Do dicionário ao… Google, claro!
Depois desse passeio tortuoso pelo dicionário, cometi outra penitência: quantas vezes as pessoas de todo o planeta buscaram pela palavra “crise” no Google nos últimos 5 anos?
Deu pra ver que o interesse pela palavra explodiu em março de 2020, né? Mas calma: fui checar períodos anteriores (o máximo permitido pelo Google Trends é 2004) e a busca foi três vezes maior em 2008, durante a crise financeira mundial. Eu me pergunto o que o gráfico mostraria se existisse Google em 1918, no surto da gripe espanhola.
Onde começa e onde termina?
Bem, eu não tenho conseguido diagnosticar onde a crise começa e onde ela termina. Quando é que – pra usar um termo da moda – achatamos a curva das crises? Das emocionais e das econômicas?
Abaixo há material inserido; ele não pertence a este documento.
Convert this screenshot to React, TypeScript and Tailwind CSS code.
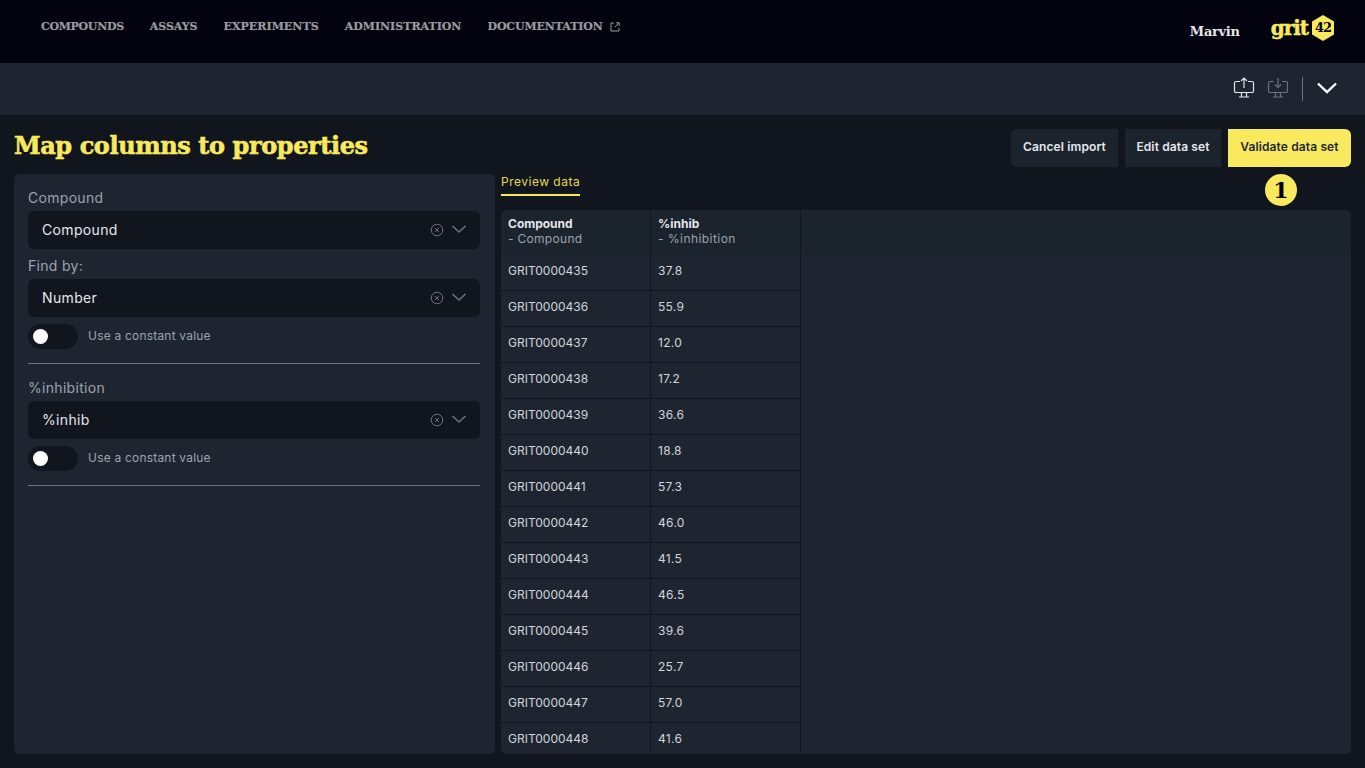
import React from 'react';

const NAV = [
  { label: 'COMPOUNDS', track: 'tracking-[-0.3px]' },
  { label: 'ASSAYS', track: 'tracking-[-0.05px]' },
  { label: 'EXPERIMENTS', track: 'tracking-[0.05px]' },
  { label: 'ADMINISTRATION', track: 'tracking-[0px]' },
];

const ROWS = [
  ['GRIT0000435', '37.8'],
  ['GRIT0000436', '55.9'],
  ['GRIT0000437', '12.0'],
  ['GRIT0000438', '17.2'],
  ['GRIT0000439', '36.6'],
  ['GRIT0000440', '18.8'],
  ['GRIT0000441', '57.3'],
  ['GRIT0000442', '46.0'],
  ['GRIT0000443', '41.5'],
  ['GRIT0000444', '46.5'],
  ['GRIT0000445', '39.6'],
  ['GRIT0000446', '25.7'],
  ['GRIT0000447', '57.0'],
  ['GRIT0000448', '41.6'],
];

const SLAB = "font-['DejaVu_Serif',serif]";

const Select = ({ value }: { value: string }) => (
  <div className="flex h-[38px] items-center rounded-md bg-[#11151e] pl-[14px] pr-[13px]">
    <span className="flex-1 pb-[2px] text-[14px] tracking-[0.35px] text-[#e5e7eb]">{value}</span>
    <svg width="14" height="14" viewBox="0 0 14 14" fill="none" stroke="#6b7280" strokeWidth="1" className="mr-[7px]">
      <circle cx="7" cy="7" r="5.8" />
      <path d="M5 5l4 4M9 5l-4 4" />
    </svg>
    <svg width="16" height="10" viewBox="0 0 16 10" fill="none" stroke="#6b7280" strokeWidth="1.6" className="mb-[2px]">
      <path d="M1.5 2l6.5 6 6.5-6" />
    </svg>
  </div>
);

const Toggle = () => (
  <div className="mt-[7px] flex items-center gap-[10px]">
    <div className="flex h-[25px] w-[50px] items-center rounded-full bg-[#11151e] pl-[5px]">
      <div className="h-[15px] w-[15px] rounded-full bg-white" />
    </div>
    <span className="pb-[2px] text-[12px] tracking-[0.2px] text-[#9ca3af]">Use a constant value</span>
  </div>
);

const Monitor = ({ down, color }: { down?: boolean; color: string }) => (
  <svg width="22" height="22" viewBox="0 0 22 22" fill="none" stroke={color} strokeWidth="1.2">
    <path d="M7 4.5H3a1.5 1.5 0 0 0-1.5 1.5v8A1.5 1.5 0 0 0 3 15.5h16a1.5 1.5 0 0 0 1.5-1.5V6A1.5 1.5 0 0 0 19 4.5h-4" />
    <path d="M8.5 15.5v4M13.5 15.5v4M6 20h10" />
    {down ? <path d="M11 1v9M8 7.5l3 3 3-3" /> : <path d="M11 11V1.5M8 4l3-3 3 3" />}
  </svg>
);

export default function App() {
  return (
    <div className="flex h-[768px] w-[1365px] flex-col overflow-hidden bg-[#11151e] font-['Inter',sans-serif]">
      {/* top nav */}
      <header className="flex h-[63px] shrink-0 items-start bg-[#02030f] pl-[41px] pr-[30px]">
        <nav className={`flex h-[54px] flex-1 items-center gap-[26px] text-[11px] font-bold text-[#9a9a9f] [-webkit-text-stroke:0.2px_#9a9a9f] ${SLAB}`}>
          {NAV.map(n => (
            <span key={n.label} className={n.track}>{n.label}</span>
          ))}
          <span className="flex items-center gap-[7px] tracking-[-0.1px]">
            DOCUMENTATION
            <svg width="10" height="10" viewBox="0 0 10 10" fill="none" stroke="#9a9a9f" strokeWidth="1">
              <path d="M4 1H1v8h8V6M5 5l4-4M6 .8h3.2V4" />
            </svg>
          </span>
        </nav>
        <span className={`mt-[22px] text-[13px] font-bold tracking-[-0.3px] text-[#e5e7eb] ${SLAB}`}>Marvin</span>
        <div className="ml-[31px] mt-[15px] flex items-center">
          <span className={`mr-[3px] text-[20px] font-bold leading-none tracking-[-1px] text-[#f9e95f] [-webkit-text-stroke:0.5px_#f9e95f] ${SLAB}`}>grit</span>
          <div className="relative flex h-[26px] w-[24px] items-center justify-center">
            <svg width="24" height="26" viewBox="0 0 24 26" className="absolute inset-0">
              <path d="M12 0l11 6.5v13L12 26 1 19.5v-13z" fill="#f9e95f" />
            </svg>
            <span className={`relative text-[13px] font-bold tracking-[-1px] text-black ${SLAB}`}>42</span>
          </div>
        </div>
      </header>

      {/* toolbar */}
      <div className="flex h-[52px] shrink-0 items-center justify-end bg-[#1e2530] pb-[2px] pr-[24px]">
        <Monitor color="#e5e7eb" />
        <div className="ml-[12px]">
          <Monitor down color="#6b7280" />
        </div>
        <div className="ml-[13px] mt-[2px] h-[24px] w-px bg-[#6b7280]" />
        <svg width="20" height="12" viewBox="0 0 20 12" fill="none" stroke="#ffffff" strokeWidth="2.4" className="ml-[14px] mr-[4px]">
          <path d="M1 1.5l9 8.5 9-8.5" />
        </svg>
      </div>

      {/* title row */}
      <div className="flex h-[59px] shrink-0 items-end justify-between px-[14px] pb-[7px]">
        <h1 className={`self-center pt-[9px] text-[24px] font-bold tracking-[-0.4px] text-[#f9e95f] [-webkit-text-stroke:0.6px_#f9e95f] ${SLAB}`}>
          Map columns to properties
        </h1>
        <div className="relative flex h-[38px] gap-[7px] text-[12px] font-semibold tracking-[0.12px]">
          <button className="w-[107px] rounded-l-md bg-[#1b232d] pb-[2px] text-[#e5e7eb]">Cancel import</button>
          <button className="w-[96px] bg-[#1b232d] pb-[2px] text-[#e5e7eb]">Edit data set</button>
          <button className="w-[123px] rounded-r-md bg-[#f9e95f] pb-[2px] text-[#1f2937]">Validate data set</button>
          <div className={`absolute right-[54px] top-[45px] flex h-[32px] w-[32px] items-center justify-center rounded-full bg-[#f9e95f] text-[22px] font-bold text-black ${SLAB}`}>
            1
          </div>
        </div>
      </div>

      <div className="flex min-h-0 flex-1 gap-[6px] px-[14px] pb-[14px]">
        {/* mapping form */}
        <aside className="w-[481px] shrink-0 rounded-md bg-[#1e2530] pl-[14px] pr-[15px] pt-[14px] text-[#9ca3af]">
          <div className="mb-[5px] flex h-[18px] items-center text-[14px] tracking-[0.3px]">Compound</div>
          <Select value="Compound" />
          <div className="mb-[4px] mt-[6px] flex h-[20px] items-center text-[14px] tracking-[0.3px]">Find by:</div>
          <Select value="Number" />
          <Toggle />
          <hr className="mb-[14px] mt-[14px] border-[#6b7280]" />
          <div className="mb-[5px] flex h-[18px] items-center text-[14px] tracking-[0.3px]">%inhibition</div>
          <Select value="%inhib" />
          <Toggle />
          <hr className="mt-[14px] border-[#6b7280]" />
        </aside>

        {/* preview */}
        <section className="flex min-w-0 flex-1 flex-col">
          <div className="h-[36px]">
            <div className="h-[22px] w-fit border-b-2 border-[#f9e95f] text-[12px] leading-[15px] tracking-[0.5px] text-[#e6d654]">
              Preview data
            </div>
          </div>
          <div className="min-h-0 flex-1 overflow-hidden rounded-md bg-[#1e2530] text-[12px]">
            <div className="flex h-[44px] bg-[#1b232d]">
              <div className="w-[150px] border-r border-[#11151e] px-[7px] pt-[6px] leading-[15px] text-[#9ca3af]">
                <div className="font-bold text-[#e5e7eb]">Compound</div>
                <div className="tracking-[0.3px]">- Compound</div>
              </div>
              <div className="w-[150px] border-r border-[#11151e] px-[7px] pt-[6px] leading-[15px] text-[#9ca3af]">
                <div className="font-bold text-[#e5e7eb]">%inhib</div>
                <div className="tracking-[0.45px]">- %inhibition</div>
              </div>
            </div>
            {ROWS.map(([id, v], i) => {
              const top = i === 0 ? 'border-t-transparent' : 'border-t-[#11151e]';
              return (
                <div key={id} className="flex h-[36px] text-[#d1d5db]">
                  <div className={`flex w-[150px] items-center border-r border-t border-r-[#11151e] px-[7px] pb-[4px] ${top}`}>{id}</div>
                  <div className={`flex w-[150px] items-center border-r border-t border-r-[#11151e] px-[7px] pb-[4px] tracking-[0.3px] ${top}`}>{v}</div>
                </div>
              );
            })}
          </div>
        </section>
      </div>
    </div>
  );
}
Das morais e das de saúde?
Na ausência de respostas rápidas, fui buscar ajuda poética: procurei por Fernando Pessoa no Google. Acrescentei sorrateiramente a palavra crise. Resultados: “Pessoa forjava uma crise de identidade”; “Pessoa morreu de crise hepática”. Eita, a crise também pegou nosso poeta!
Pensamento compartilhado, caro leitor ou leitora, é agora que peço sua ajuda. Uma palavra ou emoji que seja, dê uma força com estas questões que invadem a minha quarentena. Mas… Se não tiver a mínima ideia, tá tudo bem, sem crise!